1.1. Les paysages explorés à la fin du XIXe siècle

Les milieux intertropicaux de l’époque se présentaient pour les explorateurs ou voyageurs, comme des milieux naturels nouveaux (CHATELIN, 1986). Dans cet esprit, les paysages de Bangui, tels que vus par les premiers Européens qui ont foulé le site, paraissaient très pittoresques avec des collines boisées, l’Oubangui qui comporte des rapides et des îles boisées, une plaine marécageuse, dans un cadre de forêt dense. Ces composantes du milieu naturel, identifiées en fonction de leur morphologie, se distinguent dans l’organisation générale du site de Bangui selon des critères morphostructuraux, altitudinaux, voire paysagers. De fait, ces paysages de rapides et collines à base morphologique ont déterminé la fondation du poste de Bangui et sa dynamique spatio-temporelle. Ainsi, pour les explorateurs ou missionnaires, c’est d’abord l’aspect physique du futur cadre de Bangui qui était mis en évidence.

Le pasteur écossais GREENFELL, dans une lettre datée du 29 avril 1886, précise à propos du site de Bangui-Zongo qu’il a exploré en février 1885 à la latitude de 4°27’Nord (BOULVERT, 1985), que la rivière franchit des collines de quartz et d’argiles rouges d’environ mille pieds de haut (300 m) qui modifient brusquement son cours. Le courant s’écoule presque uniformément du NO à l’Est ; ensuite pour traverser cet alignement de collines NO-SE, une brèche s’est ouverte dans d’immenses masses de quartz qui rompent le cours de la rivière, lui donnant l’allure des rapides. C’est ainsi que GREENFELL a vu les rapides de Bangui.

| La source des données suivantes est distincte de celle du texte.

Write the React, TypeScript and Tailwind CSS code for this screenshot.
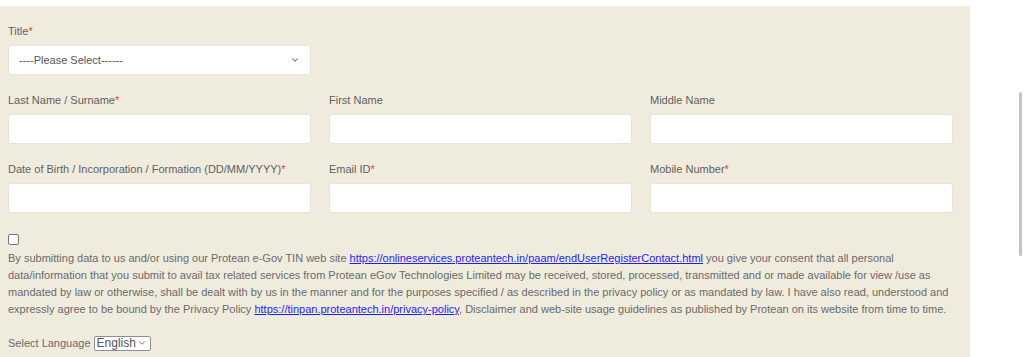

En revanche, les collines de Gbazabangui appelées Mont Ottro dans la description officielle de Bangui en 1906 et qui se prolongent dans l’ex-Zaïre, ont impressionné le Capitaine VANGELE en novembre 1886. Il considérait que sur le 4e parallèle nord, existait un massif montagneux présentant des pics dont certains avaient 600 à 800 pieds. C’est ce massif que le cours d’eau le Doua, a dû percer pour conduire ses eaux au Congo. Quant à Mgr AUGOUARD en 1893-1894, il estime qu’à partir de Brazzaville par la voie d’eau, le terrain est très bas. Mais qu’à Banghi (orthographe de Bangui jusqu’en 1914) commencent des montagnes qui coupent transversalement le fleuve, lequel s’est ouvert un passage au milieu des rochers en formant des rapides et des tourbillons dangereux.

Les autres paysages sont ceux d’une grande plaine alluviale, densément boisée, et comportant des marais aux eaux « croupissantes ». Toutefois, deux paysages dominants caractérisent le site de Bangui et expliquent vraisemblablement son choix : il s’agit des collines et de l’Oubangui. Ces deux entités justifient fondamentalement les limites du développement du site de Bangui et commandent l’expansion de la ville dans la plaine marécageuse, celle-ci ne s’étant pas faite sans peine (NGUIMALET, 1999 b).